## start Listed entries

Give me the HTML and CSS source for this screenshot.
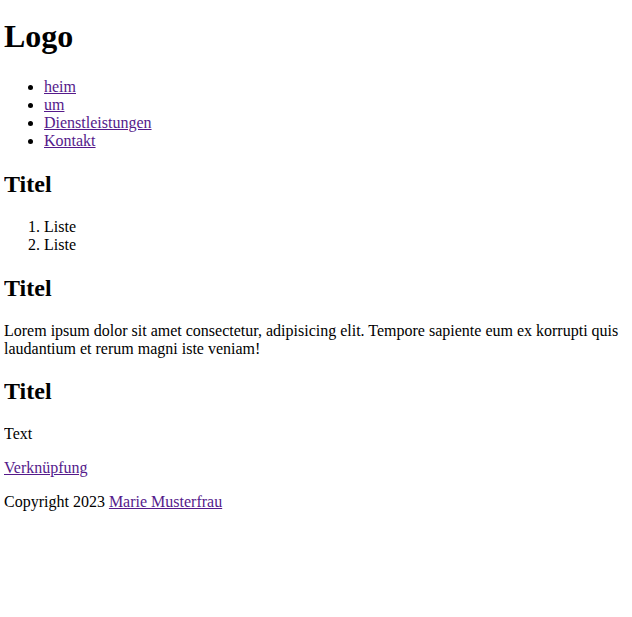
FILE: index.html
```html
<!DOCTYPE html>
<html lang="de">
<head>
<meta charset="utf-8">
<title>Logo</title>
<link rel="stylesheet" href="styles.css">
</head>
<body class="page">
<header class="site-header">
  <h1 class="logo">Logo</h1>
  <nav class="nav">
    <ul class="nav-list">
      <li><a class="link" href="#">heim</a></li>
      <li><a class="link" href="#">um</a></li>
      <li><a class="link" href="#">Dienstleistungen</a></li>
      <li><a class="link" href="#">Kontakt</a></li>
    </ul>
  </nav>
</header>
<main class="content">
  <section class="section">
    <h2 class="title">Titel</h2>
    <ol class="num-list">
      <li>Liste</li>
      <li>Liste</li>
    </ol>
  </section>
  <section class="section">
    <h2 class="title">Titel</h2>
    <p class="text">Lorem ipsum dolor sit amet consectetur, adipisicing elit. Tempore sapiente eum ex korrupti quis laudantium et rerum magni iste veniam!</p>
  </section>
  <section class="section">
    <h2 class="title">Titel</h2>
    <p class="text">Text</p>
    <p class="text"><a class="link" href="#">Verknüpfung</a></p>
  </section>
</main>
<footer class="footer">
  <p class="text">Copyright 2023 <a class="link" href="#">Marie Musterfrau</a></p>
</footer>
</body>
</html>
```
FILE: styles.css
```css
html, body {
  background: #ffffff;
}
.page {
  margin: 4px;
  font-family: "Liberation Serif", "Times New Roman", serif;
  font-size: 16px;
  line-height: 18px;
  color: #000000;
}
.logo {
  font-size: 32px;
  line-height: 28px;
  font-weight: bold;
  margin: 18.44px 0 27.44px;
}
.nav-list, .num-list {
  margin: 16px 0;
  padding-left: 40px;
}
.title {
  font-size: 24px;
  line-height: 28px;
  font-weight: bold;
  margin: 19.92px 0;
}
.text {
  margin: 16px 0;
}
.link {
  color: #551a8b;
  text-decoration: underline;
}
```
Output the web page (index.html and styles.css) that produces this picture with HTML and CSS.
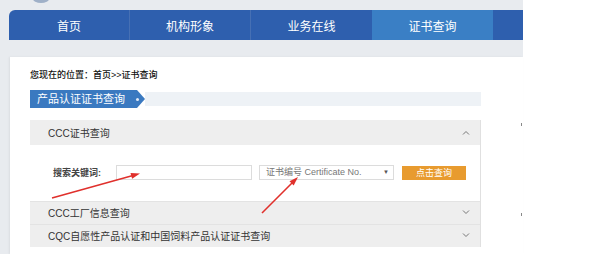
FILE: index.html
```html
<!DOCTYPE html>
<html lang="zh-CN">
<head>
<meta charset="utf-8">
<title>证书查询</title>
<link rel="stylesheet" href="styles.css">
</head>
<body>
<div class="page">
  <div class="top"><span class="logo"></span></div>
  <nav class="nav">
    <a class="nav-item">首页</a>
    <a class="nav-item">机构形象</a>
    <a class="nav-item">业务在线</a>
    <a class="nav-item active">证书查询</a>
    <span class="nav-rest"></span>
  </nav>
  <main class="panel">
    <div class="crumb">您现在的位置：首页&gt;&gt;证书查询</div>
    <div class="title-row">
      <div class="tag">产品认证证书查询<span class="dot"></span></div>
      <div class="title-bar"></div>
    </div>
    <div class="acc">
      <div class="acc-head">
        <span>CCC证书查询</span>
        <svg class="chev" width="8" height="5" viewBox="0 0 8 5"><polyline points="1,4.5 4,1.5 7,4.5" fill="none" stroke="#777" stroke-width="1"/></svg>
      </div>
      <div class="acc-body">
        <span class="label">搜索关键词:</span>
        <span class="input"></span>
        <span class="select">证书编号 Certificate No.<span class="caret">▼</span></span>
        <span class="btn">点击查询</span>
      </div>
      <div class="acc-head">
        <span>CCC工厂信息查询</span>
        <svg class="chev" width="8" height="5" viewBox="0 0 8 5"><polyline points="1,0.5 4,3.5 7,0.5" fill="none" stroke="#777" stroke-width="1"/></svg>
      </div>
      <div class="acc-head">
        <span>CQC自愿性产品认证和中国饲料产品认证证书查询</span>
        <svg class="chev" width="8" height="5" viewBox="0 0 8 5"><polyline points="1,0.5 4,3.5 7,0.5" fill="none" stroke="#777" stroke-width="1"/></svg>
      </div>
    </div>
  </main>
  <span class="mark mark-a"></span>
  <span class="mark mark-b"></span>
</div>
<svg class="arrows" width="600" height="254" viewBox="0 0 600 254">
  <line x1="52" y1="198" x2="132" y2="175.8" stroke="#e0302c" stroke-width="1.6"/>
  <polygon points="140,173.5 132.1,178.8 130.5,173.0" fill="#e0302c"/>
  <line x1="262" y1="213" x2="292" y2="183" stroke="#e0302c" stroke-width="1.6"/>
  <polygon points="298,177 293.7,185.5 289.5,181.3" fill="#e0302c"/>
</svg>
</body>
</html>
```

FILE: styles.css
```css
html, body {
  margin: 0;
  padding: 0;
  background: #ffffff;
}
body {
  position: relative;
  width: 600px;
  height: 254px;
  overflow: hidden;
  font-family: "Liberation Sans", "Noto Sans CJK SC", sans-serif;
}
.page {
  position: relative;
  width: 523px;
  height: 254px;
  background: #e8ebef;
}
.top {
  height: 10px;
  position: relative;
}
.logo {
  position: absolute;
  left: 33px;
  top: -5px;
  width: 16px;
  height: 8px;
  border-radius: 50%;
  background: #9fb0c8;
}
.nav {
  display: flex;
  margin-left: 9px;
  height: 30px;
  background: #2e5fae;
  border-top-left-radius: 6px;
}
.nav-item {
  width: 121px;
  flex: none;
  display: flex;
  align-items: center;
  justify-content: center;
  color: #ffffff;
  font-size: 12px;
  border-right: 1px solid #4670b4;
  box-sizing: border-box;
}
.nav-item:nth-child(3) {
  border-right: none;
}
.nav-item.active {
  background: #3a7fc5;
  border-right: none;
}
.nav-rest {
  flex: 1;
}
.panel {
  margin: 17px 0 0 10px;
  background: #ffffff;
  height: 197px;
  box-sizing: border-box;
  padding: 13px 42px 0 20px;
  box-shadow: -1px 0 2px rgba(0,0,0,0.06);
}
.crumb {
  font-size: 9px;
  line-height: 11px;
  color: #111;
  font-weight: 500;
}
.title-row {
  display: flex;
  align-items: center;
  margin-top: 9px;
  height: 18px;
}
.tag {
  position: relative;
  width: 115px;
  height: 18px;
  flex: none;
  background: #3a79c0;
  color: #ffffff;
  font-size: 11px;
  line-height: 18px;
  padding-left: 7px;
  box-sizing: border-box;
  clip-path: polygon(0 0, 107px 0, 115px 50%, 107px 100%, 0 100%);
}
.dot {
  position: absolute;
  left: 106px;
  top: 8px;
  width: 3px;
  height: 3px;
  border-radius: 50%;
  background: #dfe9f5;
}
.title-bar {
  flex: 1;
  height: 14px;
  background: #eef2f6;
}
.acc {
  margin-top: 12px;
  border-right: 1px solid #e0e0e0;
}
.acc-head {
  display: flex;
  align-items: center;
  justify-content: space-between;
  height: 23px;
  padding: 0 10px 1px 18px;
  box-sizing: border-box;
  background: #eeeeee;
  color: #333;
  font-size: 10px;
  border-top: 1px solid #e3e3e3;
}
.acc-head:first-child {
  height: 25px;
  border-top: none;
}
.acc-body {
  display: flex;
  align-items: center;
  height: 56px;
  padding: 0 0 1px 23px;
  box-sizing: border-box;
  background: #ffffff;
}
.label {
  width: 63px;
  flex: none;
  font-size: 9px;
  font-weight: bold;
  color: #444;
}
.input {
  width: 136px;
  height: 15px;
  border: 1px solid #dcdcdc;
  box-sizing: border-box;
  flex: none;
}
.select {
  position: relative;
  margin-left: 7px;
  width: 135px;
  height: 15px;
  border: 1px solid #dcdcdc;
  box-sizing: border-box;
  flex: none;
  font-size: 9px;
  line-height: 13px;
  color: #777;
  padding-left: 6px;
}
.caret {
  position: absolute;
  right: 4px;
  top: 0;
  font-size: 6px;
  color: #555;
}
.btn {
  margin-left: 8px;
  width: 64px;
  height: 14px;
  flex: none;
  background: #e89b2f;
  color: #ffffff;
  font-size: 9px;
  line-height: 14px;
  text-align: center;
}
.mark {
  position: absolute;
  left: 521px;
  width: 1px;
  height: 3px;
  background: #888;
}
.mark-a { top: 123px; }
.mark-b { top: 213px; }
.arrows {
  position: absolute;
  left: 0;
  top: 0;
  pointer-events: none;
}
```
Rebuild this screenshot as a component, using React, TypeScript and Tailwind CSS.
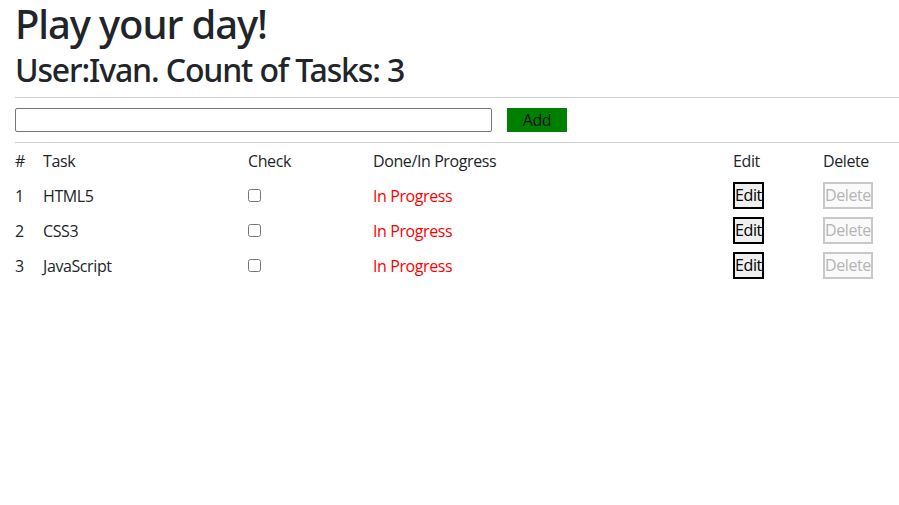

## end Listed entries

# What is asked:
Your answer should be a single number: the count of lines in the listing that contain the word "this".

# The completed task:
3